TO BE DONE> Read the records and gather each line that includes "React".

* begin *

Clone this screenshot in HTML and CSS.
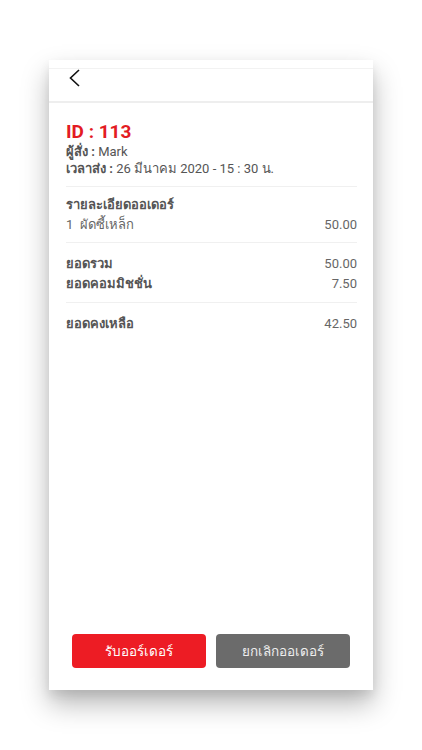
FILE: index.html
```html
<!DOCTYPE html>
<html lang="th">
<head>
    <meta charset="UTF-8">
    <meta name="viewport" content="width=device-width, initial-scale=1.0">
    <title>Order 113</title>
    <link rel="stylesheet" href="styles.css">
</head>
<body>

    <div class="screen">
        <header class="topbar">
            <svg class="back" width="14" height="18" viewBox="0 0 14 18">
                <path d="M12 1 L3.5 9 L12 17" fill="none" stroke="#111" stroke-width="1.6"/>
            </svg>
        </header>

        <section class="order">
            <h1 class="order-id">ID : 113</h1>
            <p class="meta"><b>ผู้สั่ง :</b> Mark</p>
            <p class="meta"><b>เวลาส่ง :</b> 26 มีนาคม 2020 - 15 : 30 น.</p>
        </section>

        <section class="block first">
            <p class="label">รายละเอียดออเดอร์</p>
            <div class="row">
                <span>1&nbsp;&nbsp;ผัดซี้เหล็ก</span>
                <span class="num">50.00</span>
            </div>
        </section>

        <section class="block">
            <div class="row">
                <span class="label">ยอดรวม</span>
                <span class="num">50.00</span>
            </div>
            <div class="row">
                <span class="label">ยอดคอมมิชชั่น</span>
                <span class="num">7.50</span>
            </div>
        </section>

        <section class="block last">
            <div class="row">
                <span class="label">ยอดคงเหลือ</span>
                <span class="num">42.50</span>
            </div>
        </section>

        <div class="actions">
            <button class="btn accept">รับออร์เดอร์</button>
            <button class="btn cancel">ยกเลิกออเดอร์</button>
        </div>
    </div>

</body>
</html>
```

FILE: styles.css
```css
body, html {
    margin: 0;
    padding: 0;
    background: #fff;
    font-family: Roboto, "Noto Sans", sans-serif;
}

body {
    padding-top: 60px;
    min-height: 750px;
    box-sizing: border-box;
}

/* Phone card */
.screen {
    width: 324px;
    height: 630px;
    margin-left: 49px;
    background: #fff;
    box-shadow: 0 14px 26px rgba(0, 0, 0, 0.28), 0 6px 10px rgba(0, 0, 0, 0.08);
    display: flex;
    flex-direction: column;
}

.topbar {
    height: 32px;
    margin-top: 8px;
    border-top: 1px solid #f2f2f2;
    border-bottom: 2px solid #eeeeee;
    padding-left: 18px;
    display: flex;
    align-items: flex-start;
}

.order {
    margin: 0 16px 0 17px;
    padding: 18px 0 9px;
    border-bottom: 1px solid #f0f0f0;
}

.order-id {
    margin: 0;
    font-size: 19px;
    line-height: 22px;
    color: #e31b23;
    font-weight: 700;
}

.meta {
    margin: 0;
    font-size: 13px;
    line-height: 17px;
    color: #555;
}

.meta b {
    font-weight: 700;
}

.block {
    margin: 0 16px 0 17px;
    padding: 11px 0 8px;
    border-bottom: 1px solid #f0f0f0;
}

.block.first {
    padding: 8px 0 7px;
}

.block.last {
    border-bottom: none;
}

.label {
    margin: 0;
    font-size: 13px;
    line-height: 20px;
    font-weight: 700;
    color: #555;
}

.row {
    display: flex;
    justify-content: space-between;
    font-size: 13px;
    line-height: 20px;
    color: #666;
}

.num {
    color: #666;
}

/* Bottom buttons */
.actions {
    margin-top: auto;
    padding: 0 23px 22px;
    display: flex;
    gap: 10px;
}

.btn {
    flex: 1;
    height: 34px;
    border: none;
    border-radius: 4px;
    color: #fff;
    font-family: inherit;
    font-size: 13.5px;
}

.accept {
    background: #ed1c24;
}

.cancel {
    background: #6b6b6b;
    color: #eee;
}
```
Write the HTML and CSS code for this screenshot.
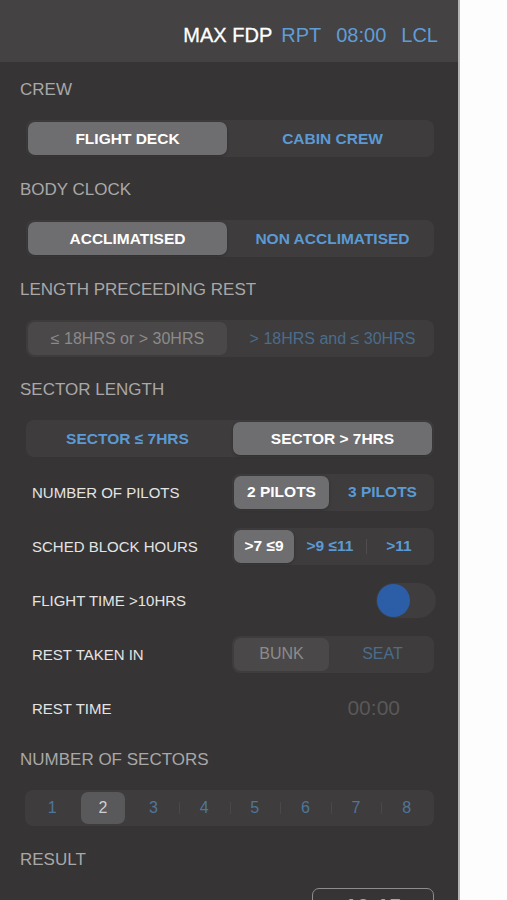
FILE: index.html
```html
<!DOCTYPE html>
<html lang="en">
<head>
<meta charset="utf-8">
<title>Max FDP</title>
<link rel="stylesheet" href="styles.css">
</head>
<body>
<div class="panel">
  <header class="topbar">
    <span class="title">MAX FDP</span>
    <span class="link first">RPT</span>
    <span class="link">08:00</span>
    <span class="link">LCL</span>
  </header>
  <main class="content">
    <section class="group first-group">
      <h2 class="label">CREW</h2>
      <div class="seg seg-wide">
        <span class="opt on">FLIGHT DECK</span>
        <span class="opt">CABIN CREW</span>
      </div>
    </section>
    <section class="group">
      <h2 class="label">BODY CLOCK</h2>
      <div class="seg seg-wide">
        <span class="opt on">ACCLIMATISED</span>
        <span class="opt">NON ACCLIMATISED</span>
      </div>
    </section>
    <section class="group">
      <h2 class="label">LENGTH PRECEEDING REST</h2>
      <div class="seg seg-wide disabled">
        <span class="opt on">≤ 18HRS or &gt; 30HRS</span>
        <span class="opt">&gt; 18HRS and ≤ 30HRS</span>
      </div>
    </section>
    <section class="group">
      <h2 class="label">SECTOR LENGTH</h2>
      <div class="seg seg-wide">
        <span class="opt">SECTOR ≤ 7HRS</span>
        <span class="opt on">SECTOR &gt; 7HRS</span>
      </div>
    </section>
    <section class="rows">
      <div class="row">
        <span class="row-label">NUMBER OF PILOTS</span>
        <div class="seg seg-small seg-two">
          <span class="opt on">2 PILOTS</span>
          <span class="opt">3 PILOTS</span>
        </div>
      </div>
      <div class="row">
        <span class="row-label">SCHED BLOCK HOURS</span>
        <div class="seg seg-small seg-three">
          <span class="opt on">&gt;7 ≤9</span>
          <span class="opt">&gt;9 ≤11</span>
          <span class="opt">&gt;11</span>
        </div>
      </div>
      <div class="row">
        <span class="row-label">FLIGHT TIME &gt;10HRS</span>
        <div class="toggle"><span class="knob"></span></div>
      </div>
      <div class="row">
        <span class="row-label">REST TAKEN IN</span>
        <div class="seg seg-small seg-two disabled">
          <span class="opt on">BUNK</span>
          <span class="opt">SEAT</span>
        </div>
      </div>
      <div class="row">
        <span class="row-label">REST TIME</span>
        <span class="time">00:00</span>
      </div>
    </section>
    <section class="group sectors-group">
      <h2 class="label">NUMBER OF SECTORS</h2>
      <div class="seg seg-sectors">
        <span class="opt">1</span>
        <span class="opt on">2</span>
        <span class="opt">3</span>
        <span class="opt">4</span>
        <span class="opt">5</span>
        <span class="opt">6</span>
        <span class="opt">7</span>
        <span class="opt">8</span>
      </div>
    </section>
    <section class="group result-group">
      <h2 class="label">RESULT</h2>
      <div class="result-box">10:15</div>
    </section>
  </main>
</div>
</body>
</html>
```

FILE: styles.css
```css
html, body {
  margin: 0;
  padding: 0;
  height: 900px;
  overflow: hidden;
  background: #fdfdfd;
}

body {
  font-family: "Liberation Sans", Arial, sans-serif;
}

.panel {
  width: 458px;
  height: 900px;
  background: #363434;
  border-right: 2px solid #b4b4b4;
  overflow: hidden;
}

.topbar {
  height: 62px;
  box-sizing: border-box;
  background: #444242;
  display: flex;
  justify-content: flex-end;
  align-items: flex-start;
  padding: 23px 20px 0 0;
  font-size: 20px;
  line-height: 24px;
}

.title {
  color: #ffffff;
  -webkit-text-stroke: 0.3px #ffffff;
}

.link {
  color: #5f9dd6;
  margin-left: 15px;
}

.link.first {
  margin-left: 9px;
}

.content {
  padding: 0 24px 0 20px;
}

.group {
  margin-top: 23px;
}

.first-group {
  margin-top: 18px;
}

.label {
  margin: 0 0 20px 0;
  font-size: 17px;
  line-height: 20px;
  font-weight: normal;
  color: #a9a8a8;
}

.seg {
  display: grid;
  grid-auto-flow: column;
  grid-auto-columns: 1fr;
  column-gap: 6px;
  padding: 2px;
  height: 37px;
  box-sizing: border-box;
  background: #3e3c3d;
  border-radius: 8px;
}

.seg-wide {
  margin-left: 6px;
}

.opt {
  position: relative;
  display: flex;
  align-items: center;
  justify-content: center;
  border-radius: 7px;
  font-size: 15.5px;
  font-weight: bold;
  color: #5b9ad4;
  white-space: nowrap;
}

.opt.on {
  background: #6e6d70;
  color: #ffffff;
  box-shadow: 0 1px 3px rgba(0, 0, 0, 0.25);
}

.opt + .opt::before {
  content: "";
  position: absolute;
  left: 0;
  top: 9px;
  bottom: 9px;
  width: 1px;
  background: #4f4d4e;
}

.opt.on::before,
.opt.on + .opt::before {
  display: none;
}

.disabled .opt {
  color: #4b6d8b;
  font-weight: normal;
  font-size: 16px;
}

.disabled .opt.on {
  background: #4a4849;
  color: #8c8b8b;
  box-shadow: none;
}

.rows {
  margin-top: 8px;
}

.row {
  display: flex;
  align-items: center;
  justify-content: space-between;
  height: 54px;
  padding-left: 12px;
}

.row-label {
  font-size: 15px;
  color: #e4e4e4;
}

.seg-small {
  width: 202px;
  height: 37px;
}

.seg-two {
  grid-template-columns: 95px 1fr;
  column-gap: 4px;
}

.seg-three {
  grid-template-columns: 60px 72px 1fr;
  column-gap: 0;
}

.toggle {
  width: 60px;
  height: 35px;
  box-sizing: border-box;
  margin-right: -2px;
  background: #3f3d3e;
  border-radius: 18px;
  display: flex;
  align-items: center;
  padding: 0 1px;
}

.knob {
  width: 33px;
  height: 33px;
  border-radius: 50%;
  background: #2b5ea6;
}

.time {
  font-size: 21px;
  color: #5a5858;
  margin-right: 34px;
}

.sectors-group {
  margin-top: 15px;
}

.seg-sectors {
  margin-left: 5px;
  height: 36px;
  column-gap: 0;
}

.seg-sectors .opt {
  font-weight: normal;
  font-size: 16px;
  color: #4f769b;
}

.seg-sectors .opt.on {
  background: #59585b;
  color: #cfcfcf;
  box-shadow: none;
  margin: 0 3px;
}

.seg-sectors .opt + .opt::before {
  top: 10px;
  bottom: 10px;
  background: #4a4849;
}

.result-group {
  margin-top: 24px;
}

.result-group .label {
  margin-bottom: 18px;
}

.result-box {
  width: 122px;
  height: 44px;
  box-sizing: border-box;
  margin-left: auto;
  border: 1px solid #8e8d8d;
  border-radius: 7px;
  display: flex;
  justify-content: center;
  padding-top: 5px;
  font-size: 22px;
  font-weight: bold;
  color: #8cc63f;
}
```
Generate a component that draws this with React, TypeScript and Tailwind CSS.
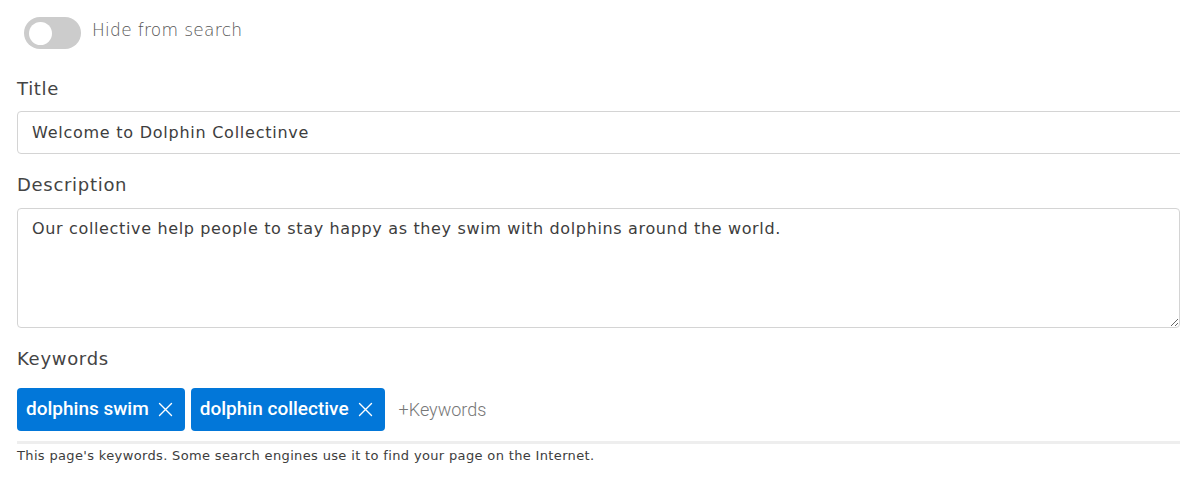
import React from "react";

const sans = { fontFamily: "'DejaVu Sans', Inter, sans-serif" };

function XIcon() {
  return (
    <svg width="15" height="15" viewBox="0 0 15 15" className="ml-[9px] shrink-0">
      <path d="M1.5 1.5 L13.5 13.5 M13.5 1.5 L1.5 13.5" stroke="white" strokeWidth="1.4" strokeLinecap="round" />
    </svg>
  );
}

function Chip({ label }: { label: string }) {
  return (
    <div className="flex h-[43px] items-center rounded-[4px] bg-[#0277d9] pl-[9px] pr-[12px] text-[19px] font-medium text-white" style={{ fontFamily: "Roboto, sans-serif" }}>
      <span>{label}</span>
      <XIcon />
    </div>
  );
}

export default function App() {
  return (
    <div className="h-[501px] w-[1180px] overflow-hidden bg-white pl-[17px]" style={sans}>
      <div className="w-[1200px]">
        <div className="flex items-center pt-[17px]">
          <div className="ml-[7px] flex h-[32px] w-[57px] items-center rounded-full bg-[#cccccc] pl-[5px]">
            <div className="h-[23px] w-[23px] rounded-full bg-white" />
          </div>
          <span className="ml-[11px] -mt-[5px] text-[17px] font-light tracking-[0.3px] text-[#555]">Hide from search</span>
        </div>

        <div className="mt-[26px] text-[18px] font-medium leading-[27px] tracking-[0.7px] text-[#444]">Title</div>
        <input
          readOnly
          value="Welcome to Dolphin Collectinve"
          className="mt-[9px] block h-[43px] w-full rounded-[4px] border border-[#d4d4d4] px-[14px] text-[16px] tracking-[0.75px] text-[#3d3d3d] outline-none"
          style={sans}
        />

        <div className="mt-[17px] text-[18px] font-medium leading-[27px] tracking-[0.7px] text-[#444]">Description</div>
        <textarea
          readOnly
          value="Our collective help people to stay happy as they swim with dolphins around the world."
          className="mt-[10px] block h-[120px] w-[1163px] rounded-[4px] border border-[#d4d4d4] px-[14px] pt-[8px] text-[16px] leading-[24px] tracking-[0.65px] text-[#3d3d3d] outline-none"
          style={sans}
        />

        <div className="mt-[17px] text-[18px] font-medium leading-[27px] tracking-[0.7px] text-[#444]">Keywords</div>
        <div className="mt-[16px] flex items-center gap-[6px] border-b-[3px] border-[#eeeeee] pb-[10px]">
          <Chip label="dolphins swim" />
          <Chip label="dolphin collective" />
          <span className="ml-[8px] text-[18px] font-light text-[#777]" style={{ fontFamily: "Roboto, sans-serif" }}>+Keywords</span>
        </div>
        <div className="mt-[3px] text-[13px] leading-[18px] tracking-[0.35px] text-[#3d3d3d]">
          This page's keywords. Some search engines use it to find your page on the Internet.
        </div>
      </div>
    </div>
  );
}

* end *

COMPLETE RESPONSE>
Generate a component that draws this with React, TypeScript and Tailwind CSS.
import React from "react";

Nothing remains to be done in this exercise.